**To do**
Pictures do not belong in your copy. Repeat all the other data exactly.

**Supplied data**
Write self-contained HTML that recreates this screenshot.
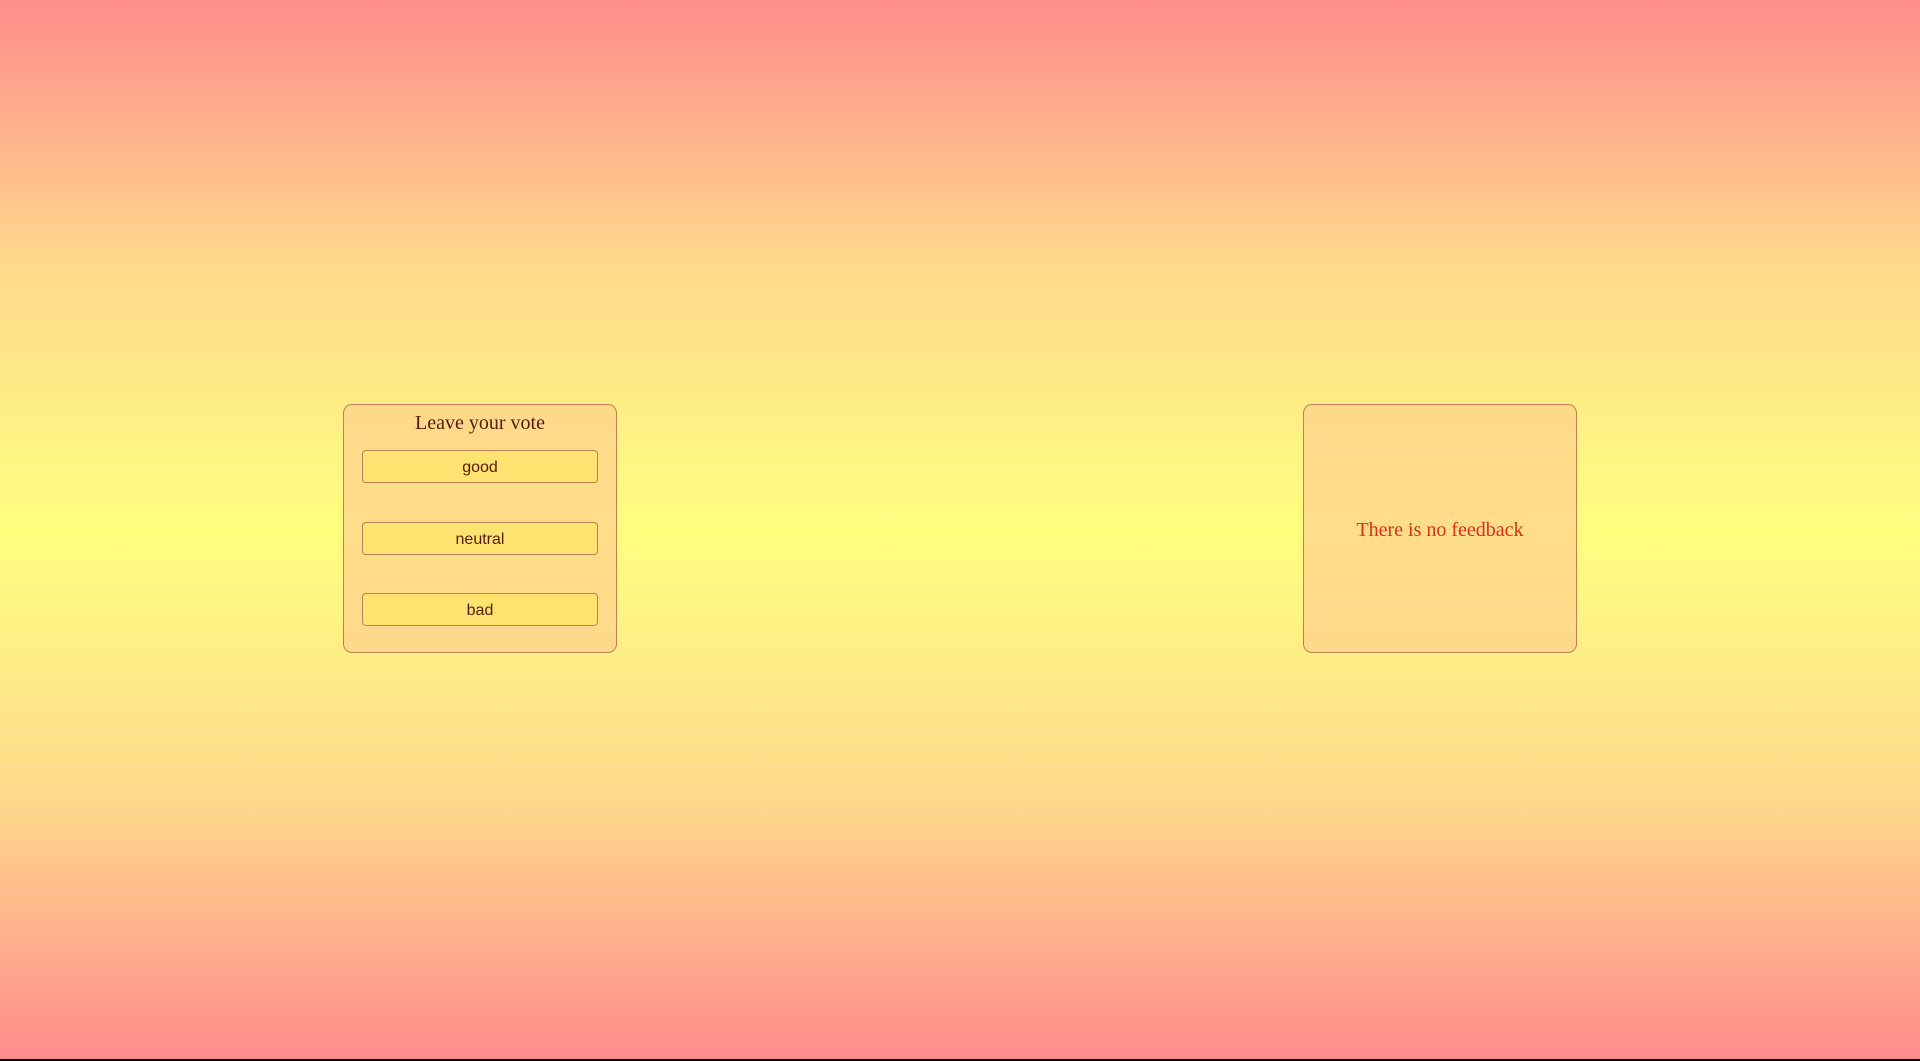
<!DOCTYPE html>
<html><head><meta charset="utf-8"><style>
html,body{margin:0;padding:0;width:1920px;height:1061px;overflow:hidden}
body{background:linear-gradient(to bottom,#ff8c8c 0%,#ffd98c 25%,#ffff80 50%,#ffd98c 75%,#ff8c8c 99.8%,#000 99.8%);position:relative;font-family:"Liberation Serif",serif}
.box{position:absolute;top:404px;width:272px;height:247px;border:1px solid #c08050;border-radius:9px;background:rgba(255,210,140,0.75);box-sizing:content-box}
.l{left:343px}.r{left:1303px}
.t{position:absolute;top:7px;left:0;right:0;text-align:center;font-size:20px;color:#5a1a0a}
.b{position:absolute;left:18px;width:234px;height:31px;border:1px solid #c08050;border-radius:4px;background:#ffe370;font-family:"Liberation Sans",sans-serif;font-size:16px;color:#5a1a0a;text-align:center;line-height:33px}
.f{position:absolute;top:2px;left:0;right:0;height:247px;line-height:247px;text-align:center;font-size:20px;color:#d8301c}
</style></head><body>
<div class="box l"><div class="t">Leave your vote</div>
<div class="b" style="top:45px">good</div>
<div class="b" style="top:117px">neutral</div>
<div class="b" style="top:188px">bad</div></div>
<div class="box r"><div class="f">There is no feedback</div></div>
</body></html>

**Response to this task**
Write self-contained HTML that recreates this screenshot.
<!DOCTYPE html>
<html><head><meta charset="utf-8"><style>
html,body{margin:0;padding:0;width:1920px;height:1061px;overflow:hidden}
body{background:linear-gradient(to bottom,#ff8c8c 0%,#ffd98c 25%,#ffff80 50%,#ffd98c 75%,#ff8c8c 99.8%,#000 99.8%);position:relative;font-family:"Liberation Serif",serif}
.box{position:absolute;top:404px;width:272px;height:247px;border:1px solid #c08050;border-radius:9px;background:rgba(255,210,140,0.75);box-sizing:content-box}
.l{left:343px}.r{left:1303px}
.t{position:absolute;top:7px;left:0;right:0;text-align:center;font-size:20px;color:#5a1a0a}
.b{position:absolute;left:18px;width:234px;height:31px;border:1px solid #c08050;border-radius:4px;background:#ffe370;font-family:"Liberation Sans",sans-serif;font-size:16px;color:#5a1a0a;text-align:center;line-height:33px}
.f{position:absolute;top:2px;left:0;right:0;height:247px;line-height:247px;text-align:center;font-size:20px;color:#d8301c}
</style></head><body>
<div class="box l"><div class="t">Leave your vote</div>
<div class="b" style="top:45px">good</div>
<div class="b" style="top:117px">neutral</div>
<div class="b" style="top:188px">bad</div></div>
<div class="box r"><div class="f">There is no feedback</div></div>
</body></html>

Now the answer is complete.